Channel Imperatives for 2020
Techaisle White Papers are free to download and freely used
Inexorably, the market is shifting from one defined by discrete purchase-and-deploy deals aligned with refresh cycles to one where businesses take a ‘hybrid IT’ approach that blends a limited number of on-premise assets with a growing range of on-demand services.
The IT reseller channel has been especially affected by this transformation. Past guidance, including the Techaisle white paper, Cloud Computing Challenges the Channel, identified evolutionary steps that the channel should pursue. Today, though, it is clear that gradual change is not adequate response to cloud-driven market trends. To stay viable, channel organizations need to transform core functions throughout their business:
- Management has to manage (and measure) differently
- Sales has to sell (and compensate) differently
- Marketing has to change and expand its purview
- Technical staff has to develop new and different skills
Recent work by Techaisle shows that the need for updated understandings of channel management imperatives has expanded beyond the tactical questions of sales or management metrics or marketing activities. This work has identified twelve fundamental areas where conventional wisdom has not kept pace with the business needs of the channel. In each area, policies based on conventional wisdom will lead channel organizations away from the practices needed to compete successfully in the post-transactional cloud market.

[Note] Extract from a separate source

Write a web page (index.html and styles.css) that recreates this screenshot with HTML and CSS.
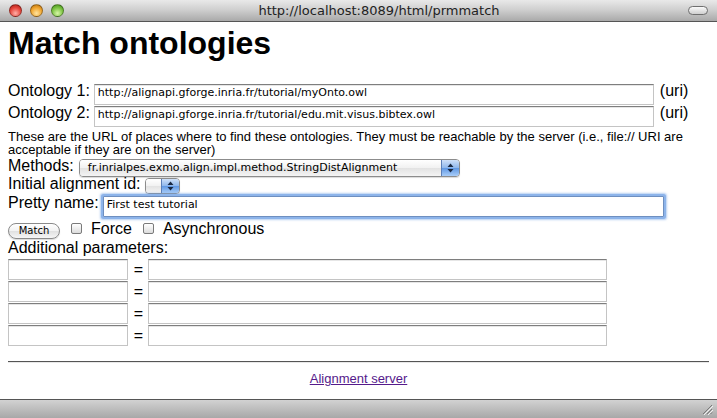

Techaisle has developed the “Conventional Wisdom vs. Emerging Imperatives” table to illustrate ways that channel organizations must alter basic attitudes towards the business of the channel in order to be successful in the current and future IT market. The channel transformation, as laid out in the point-of-view white paper document, will be gut-wrenching but necessary.
As we enter the second half of this decade, it is clear that the IT industry as a whole has been transformed by cloud:
- by the way it alters IT service delivery options,
- by the way it impacts the economics & resource requirements associated with that delivery, and
- by the applications and business opportunities that cloud unlocks for user organizations of all sizes and in all industries.
We are increasingly immersed in a post-transactional market, where discrete sales of individual products or integrated systems are replaced by agreements to provide IT capacity and business functionality “as-a-Service.”
No segment of the IT market is immune to this trend. Sales of on-premise hardware and software are declining and will continue to decline; at the same time, leading web service providers, including Microsoft (Azure), Amazon Web Services, Facebook, Google and Alibaba, are thought to be building 40 percent – 50 percent of all x86 servers for internal use, and then providing access to these servers on a pay-as-you-go basis, and software developers are creating systems on these platforms to automate sales, marketing, finance, HR and other business functions.
Many channel businesses will be ‘consolidated out’, absorbed by firms looking to consolidate their hold on the diminishing product-oriented transactional business, or by firms who want to apply post-transactional methods to established customer rosters. It’s important to note, though, that the future is hybrid IT – a mix of traditional and cloud-based infrastructure and capabilities. Traditional channel firms may need to work to absorb the mantras associated with the new market reality, but they have existing relationships and knowledge that are also important to future success. Channel executives who can integrate existing attributes with emerging imperatives – and partner with customers who also need to span conventional and emerging IT service delivery models – have an opportunity to position their businesses for long-term success in the post-transactional IT market.